In front of the Hotel Schirmer and the NSDAP party offices was also a big pile of rubble, and I had a female colleague with me, I thought that’s probably not the best way, maybe Ständeplatz will work better and so we got as far Hohenzollernstraße. There was the house Homestead overlooking the square and it was such a sea of flames and furnace that I preferred to go back.
So we went up Kölnische Straße after all. We stopped at the last house on our left on Kölnische Straße because my companion could not go on. A woman stood there and I asked her whether there was anywhere where my companion could sit. So we went into their cellar and washed the dirt and soot from our faces and rested for a while.

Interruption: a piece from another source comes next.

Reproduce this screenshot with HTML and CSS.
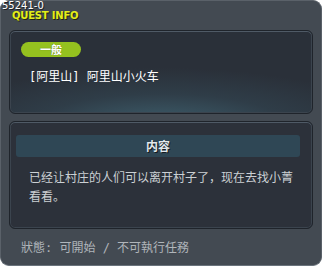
FILE: index.html
```html
<!DOCTYPE html>
<html lang="zh">
<head>
    <meta charset="UTF-8">
    <title>Quest Info</title>
    <link rel="stylesheet" href="styles.css">
</head>
<body>
    <div class="window">
        <div class="quest-id">55241-0</div>
        <div class="head">QUEST INFO</div>

        <!-- Quest name -->
        <div class="panel panel-name">
            <div class="badge">一般</div>
            <div class="quest-name">[阿里山] 阿里山小火车</div>
        </div>

        <!-- Quest description -->
        <div class="panel panel-body">
            <div class="bar">内容</div>
            <p class="desc">已经让村庄的人们可以离开村子了，现在去找小菁看看。</p>
        </div>

        <div class="status">狀態: 可開始 / 不可執行任務</div>
    </div>
</body>
</html>
```

FILE: styles.css
```css
* {
    margin: 0;
    padding: 0;
    box-sizing: border-box;
}

body {
    background: #ffffff;
    font-family: "Noto Sans CJK SC", "DejaVu Sans", sans-serif;
}

.window {
    position: relative;
    width: 322px;
    height: 266px;
    background: #434a52;
    border: 1px solid #5a6169;
    border-bottom-color: #6a737c;
    border-radius: 9px;
    padding: 0 8px;
    display: flex;
    flex-direction: column;
}

.quest-id {
    position: absolute;
    left: 1px;
    top: -1px;
    font-family: "DejaVu Sans", sans-serif;
    font-size: 10px;
    line-height: 11px;
    color: #ffffff;
    text-shadow: 1px 1px 0 #1c2026;
}

.head {
    height: 29px;
    padding: 9px 0 0 3px;
    font-family: "DejaVu Sans", sans-serif;
    font-weight: bold;
    font-size: 10px;
    line-height: 11px;
    letter-spacing: -0.2px;
    color: #e2ee1c;
    text-shadow: 1px 1px 0 #23260c;
}

.panel {
    border: 1px solid #1f242b;
    border-radius: 6px;
    box-shadow: inset 0 1px 0 #4f5a66, inset 0 0 0 1px #3b444e;
}

.panel-name {
    height: 84px;
    padding: 11px 0 0 11px;
    background: radial-gradient(ellipse 75% 70% at 50% 115%, #3e5f6d 0%, #2f3d48 55%, #2a3039 100%);
}

.badge {
    width: 60px;
    height: 15px;
    border-radius: 8px;
    background: #95c11f;
    color: #ffffff;
    font-weight: bold;
    font-size: 11px;
    line-height: 15px;
    text-align: center;
    text-shadow: 0 0 1px #55700a;
}

.quest-name {
    margin: 13px 0 0 8px;
    font-family: "DejaVu Sans Mono", "Noto Sans CJK SC", monospace;
    font-size: 12px;
    line-height: 14px;
    color: #ffffff;
}

.panel-body {
    height: 108px;
    margin-top: 7px;
    padding: 13px 12px 0 6px;
    background: #2c313a;
}

.bar {
    height: 22px;
    border-radius: 3px;
    background: #2f4755;
    color: #e2e8ec;
    font-weight: bold;
    font-size: 12px;
    line-height: 22px;
    text-align: center;
    text-shadow: 1px 1px 0 #14191e;
}

.desc {
    margin-top: 10px;
    padding: 0 0 0 13px;
    font-size: 12px;
    line-height: 19px;
    color: #cbd0d4;
}

.status {
    margin-top: 12px;
    padding-left: 12px;
    font-family: "DejaVu Sans Mono", "Noto Sans CJK SC", monospace;
    font-size: 12px;
    line-height: 14px;
    color: #b0b5ba;
}
```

Then I went to the train station and notified the people at the station to Naumburg that I was still alive should my family inquire after me. Then we went together to Schlachthof-straße to see whether the rooms of my companion were still intact. When we got there, it was still possible to live there. Then I went back to the station, through Mombachstraße, Rothenditmold, Kirchditmold, the same route back to the station. Everywhere the same picture of devastation and destruction. In the school in Rothenditmold, I had my eyes washed out as I could not look out of them anymore. And in the afternoon I travelled to Naumburg to my family.
On Lutherplatz a paramedic came and said a woman had given birth. He was looking for a first aid box. And one of our women – Mrs Schmalfeld – is said to have fallen into the lake at Lutherplatz and to have drowned in it. I have soaked my cloth several times in the lake but did not see anyone fall in or drown.
I did not see any children running around. If I had seen any, I would have looked after them. If you heard children cry, the parents were with them.